## Your task
Quote the whole listing exactly. Leave the pictures out of your copy.

## Data lines
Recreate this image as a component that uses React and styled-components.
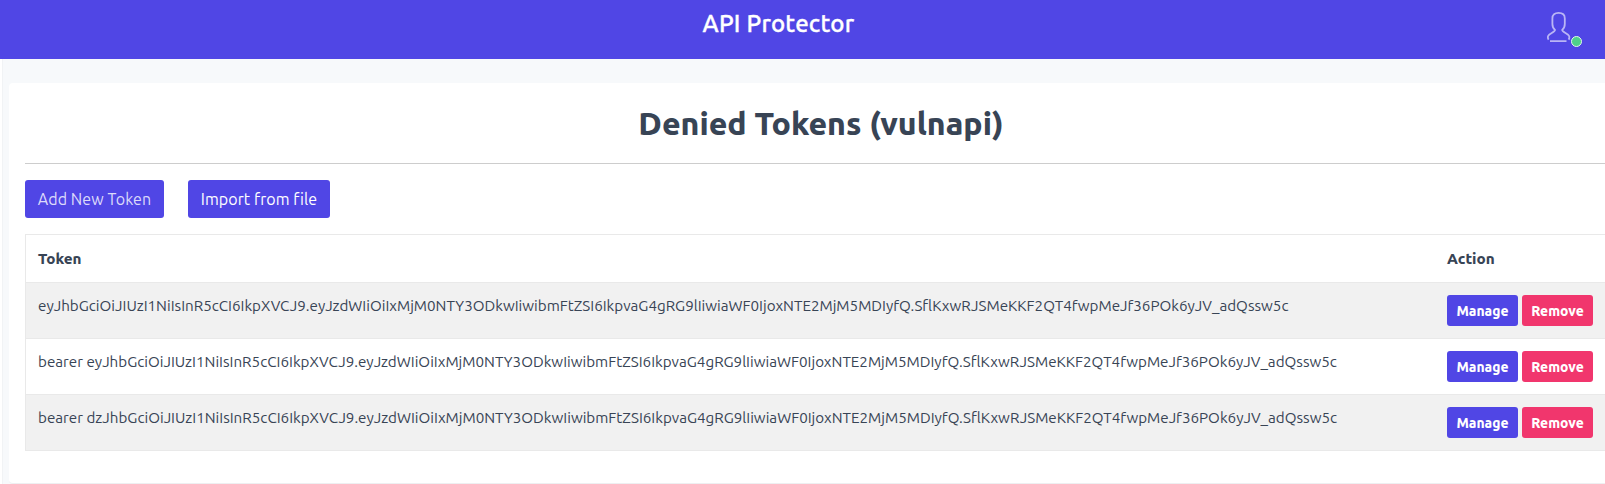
import React from "react";
import styled, { createGlobalStyle } from "styled-components";

const GlobalStyle = createGlobalStyle`
  *, *::before, *::after { box-sizing: border-box; }
  html, body { margin: 0; height: 484px; overflow: hidden; }
  body {
    background: #fff;
    color: #384455;
    font-family: Ubuntu, "Noto Sans", "Open Sans", sans-serif;
  }
`;

const Page = styled.div`
  height: 484px;
  overflow: hidden;
`;

const Header = styled.header`
  display: grid;
  grid-template-columns: 1fr auto 1fr;
  height: 59px;
  padding: 0 22px 0 0;
  background: #5046e5;
`;

const Brand = styled.div`
  grid-column: 2;
  margin: 8px 0 0 -26px;
  color: #fff;
  font-size: 24px;
  font-weight: 500;
  line-height: 32px;
  letter-spacing: 0.2px;
  -webkit-text-stroke: 0.35px #fff;
  white-space: nowrap;
`;

const Avatar = styled.div`
  position: relative;
  justify-self: end;
  width: 36px;
  height: 36px;
  margin-top: 11px;
`;

const StatusDot = styled.span`
  position: absolute;
  right: 1px;
  bottom: 0;
  width: 11px;
  height: 11px;
  border: 1px solid #e3f8ec;
  border-radius: 50%;
  background: #4fd08a;
`;

const Main = styled.main`
  height: 425px;
  margin-left: 2px;
  padding: 24px 0 0 7px;
  background: #f7f9fb;
  box-shadow: inset 1px 0 0 #f1f3f5;
`;

const Card = styled.section`
  width: 1624px;
  height: 401px;
  padding: 0 16px;
  border-bottom: 1px solid #eeeff1;
  border-radius: 4px;
  background: #fff;
`;

const Title = styled.h1`
  height: 81px;
  margin: 0;
  padding-top: 16px;
  border-bottom: 1px solid #cdcdcd;
  font-size: 32px;
  font-weight: 800;
  line-height: 48px;
  text-align: center;
`;

const Toolbar = styled.div`
  display: flex;
  gap: 24px;
  padding: 16px 0;
`;

const Button = styled.button`
  width: ${(p) => p.$width}px;
  height: 38px;
  padding: 0;
  border: 0;
  border-radius: 3px;
  background: #5046e5;
  color: ${(p) => (p.$muted ? "#dcdafa" : "#fff")};
  font: 400 16px/38px Ubuntu, "Noto Sans", sans-serif;
  letter-spacing: 0.08px;
  white-space: nowrap;
`;

const Table = styled.div`
  border: 1px solid #e9e9e9;
`;

const Row = styled.div`
  display: grid;
  grid-template-columns: 1409px 1fr;
  height: ${(p) => (p.$head ? 47 : 56)}px;
  border-top: ${(p) => (p.$head ? 0 : 1)}px solid #e9e9e9;
  background: ${(p) => (p.$striped ? "#f1f1f1" : "#fff")};
`;

const HeadCell = styled.div`
  padding: 0 12px;
  font-size: 15.2px;
  font-weight: 800;
  line-height: 47px;
`;

const TokenCell = styled.div`
  padding: 12px 12px 0;
  font-size: 15.2px;
  line-height: 22px;
  white-space: nowrap;
`;

const ActionCell = styled.div`
  display: flex;
  gap: 4px;
  padding: 12px 12px 0;
`;

const ActionButton = styled.button`
  width: 71px;
  height: 31px;
  padding: 0;
  border: 0;
  border-radius: 3px;
  background: ${(p) => (p.$danger ? "#f1366d" : "#5046e5")};
  color: #fff;
  font: 800 13.8px/32px Ubuntu, "Noto Sans", sans-serif;
`;

const JWT =
  "JhbGciOiJIUzI1NiIsInR5cCI6IkpXVCJ9.eyJzdWIiOiIxMjM0NTY3ODkwIiwibmFtZSI6IkpvaG4gRG9lIiwiaWF0IjoxNTE2MjM5MDIyfQ.SflKxwRJSMeKKF2QT4fwpMeJf36POk6yJV_adQssw5c";
const tokens = ["ey" + JWT, "bearer ey" + JWT, "bearer dz" + JWT];

export default function App() {
  return (
    <Page>
      <GlobalStyle />
      <Header>
        <Brand>API Protector</Brand>
        <Avatar>
          <svg width="24" height="32" viewBox="0 0 24 32" fill="none" stroke="#b9b5f5" strokeWidth="1.8">
            <path d="M3 30.1H19.5M1.6 28.6C0.8 27.6 0.8 26 1.1 25C2.2 22.6 8 21 8 18.9C6.2 17.4 5.4 15.4 5.4 13V7.4C5.4 3.6 7.8 1.9 11.6 1.9S17.8 3.6 17.8 7.4V13C17.8 15.4 17 17.4 15.2 18.9C15.2 21 21 22.6 22.1 25C22.4 26 22.4 27.6 21.6 28.6" />
          </svg>
          <StatusDot />
        </Avatar>
      </Header>
      <Main>
        <Card>
          <Title>Denied Tokens (vulnapi)</Title>
          <Toolbar>
            <Button $width={139} $muted>Add New Token</Button>
            <Button $width={142}>Import from file</Button>
          </Toolbar>
          <Table>
            <Row $head>
              <HeadCell>Token</HeadCell>
              <HeadCell>Action</HeadCell>
            </Row>
            {tokens.map((token, i) => (
              <Row key={token} $striped={i % 2 === 0}>
                <TokenCell>{token}</TokenCell>
                <ActionCell>
                  <ActionButton>Manage</ActionButton>
                  <ActionButton $danger>Remove</ActionButton>
                </ActionCell>
              </Row>
            ))}
          </Table>
        </Card>
      </Main>
    </Page>
  );
}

## Response to this task
Recreate this image as a component that uses React and styled-components.
import React from "react";
import styled, { createGlobalStyle } from "styled-components";

const GlobalStyle = createGlobalStyle`
  *, *::before, *::after { box-sizing: border-box; }
  html, body { margin: 0; height: 484px; overflow: hidden; }
  body {
    background: #fff;
    color: #384455;
    font-family: Ubuntu, "Noto Sans", "Open Sans", sans-serif;
  }
`;

const Page = styled.div`
  height: 484px;
  overflow: hidden;
`;

const Header = styled.header`
  display: grid;
  grid-template-columns: 1fr auto 1fr;
  height: 59px;
  padding: 0 22px 0 0;
  background: #5046e5;
`;

const Brand = styled.div`
  grid-column: 2;
  margin: 8px 0 0 -26px;
  color: #fff;
  font-size: 24px;
  font-weight: 500;
  line-height: 32px;
  letter-spacing: 0.2px;
  -webkit-text-stroke: 0.35px #fff;
  white-space: nowrap;
`;

const Avatar = styled.div`
  position: relative;
  justify-self: end;
  width: 36px;
  height: 36px;
  margin-top: 11px;
`;

const StatusDot = styled.span`
  position: absolute;
  right: 1px;
  bottom: 0;
  width: 11px;
  height: 11px;
  border: 1px solid #e3f8ec;
  border-radius: 50%;
  background: #4fd08a;
`;

const Main = styled.main`
  height: 425px;
  margin-left: 2px;
  padding: 24px 0 0 7px;
  background: #f7f9fb;
  box-shadow: inset 1px 0 0 #f1f3f5;
`;

const Card = styled.section`
  width: 1624px;
  height: 401px;
  padding: 0 16px;
  border-bottom: 1px solid #eeeff1;
  border-radius: 4px;
  background: #fff;
`;

const Title = styled.h1`
  height: 81px;
  margin: 0;
  padding-top: 16px;
  border-bottom: 1px solid #cdcdcd;
  font-size: 32px;
  font-weight: 800;
  line-height: 48px;
  text-align: center;
`;

const Toolbar = styled.div`
  display: flex;
  gap: 24px;
  padding: 16px 0;
`;

const Button = styled.button`
  width: ${(p) => p.$width}px;
  height: 38px;
  padding: 0;
  border: 0;
  border-radius: 3px;
  background: #5046e5;
  color: ${(p) => (p.$muted ? "#dcdafa" : "#fff")};
  font: 400 16px/38px Ubuntu, "Noto Sans", sans-serif;
  letter-spacing: 0.08px;
  white-space: nowrap;
`;

const Table = styled.div`
  border: 1px solid #e9e9e9;
`;

const Row = styled.div`
  display: grid;
  grid-template-columns: 1409px 1fr;
  height: ${(p) => (p.$head ? 47 : 56)}px;
  border-top: ${(p) => (p.$head ? 0 : 1)}px solid #e9e9e9;
  background: ${(p) => (p.$striped ? "#f1f1f1" : "#fff")};
`;

const HeadCell = styled.div`
  padding: 0 12px;
  font-size: 15.2px;
  font-weight: 800;
  line-height: 47px;
`;

const TokenCell = styled.div`
  padding: 12px 12px 0;
  font-size: 15.2px;
  line-height: 22px;
  white-space: nowrap;
`;

const ActionCell = styled.div`
  display: flex;
  gap: 4px;
  padding: 12px 12px 0;
`;

const ActionButton = styled.button`
  width: 71px;
  height: 31px;
  padding: 0;
  border: 0;
  border-radius: 3px;
  background: ${(p) => (p.$danger ? "#f1366d" : "#5046e5")};
  color: #fff;
  font: 800 13.8px/32px Ubuntu, "Noto Sans", sans-serif;
`;

const JWT =
  "JhbGciOiJIUzI1NiIsInR5cCI6IkpXVCJ9.eyJzdWIiOiIxMjM0NTY3ODkwIiwibmFtZSI6IkpvaG4gRG9lIiwiaWF0IjoxNTE2MjM5MDIyfQ.SflKxwRJSMeKKF2QT4fwpMeJf36POk6yJV_adQssw5c";
const tokens = ["ey" + JWT, "bearer ey" + JWT, "bearer dz" + JWT];

export default function App() {
  return (
    <Page>
      <GlobalStyle />
      <Header>
        <Brand>API Protector</Brand>
        <Avatar>
          <svg width="24" height="32" viewBox="0 0 24 32" fill="none" stroke="#b9b5f5" strokeWidth="1.8">
            <path d="M3 30.1H19.5M1.6 28.6C0.8 27.6 0.8 26 1.1 25C2.2 22.6 8 21 8 18.9C6.2 17.4 5.4 15.4 5.4 13V7.4C5.4 3.6 7.8 1.9 11.6 1.9S17.8 3.6 17.8 7.4V13C17.8 15.4 17 17.4 15.2 18.9C15.2 21 21 22.6 22.1 25C22.4 26 22.4 27.6 21.6 28.6" />
          </svg>
          <StatusDot />
        </Avatar>
      </Header>
      <Main>
        <Card>
          <Title>Denied Tokens (vulnapi)</Title>
          <Toolbar>
            <Button $width={139} $muted>Add New Token</Button>
            <Button $width={142}>Import from file</Button>
          </Toolbar>
          <Table>
            <Row $head>
              <HeadCell>Token</HeadCell>
              <HeadCell>Action</HeadCell>
            </Row>
            {tokens.map((token, i) => (
              <Row key={token} $striped={i % 2 === 0}>
                <TokenCell>{token}</TokenCell>
                <ActionCell>
                  <ActionButton>Manage</ActionButton>
                  <ActionButton $danger>Remove</ActionButton>
                </ActionCell>
              </Row>
            ))}
          </Table>
        </Card>
      </Main>
    </Page>
  );
}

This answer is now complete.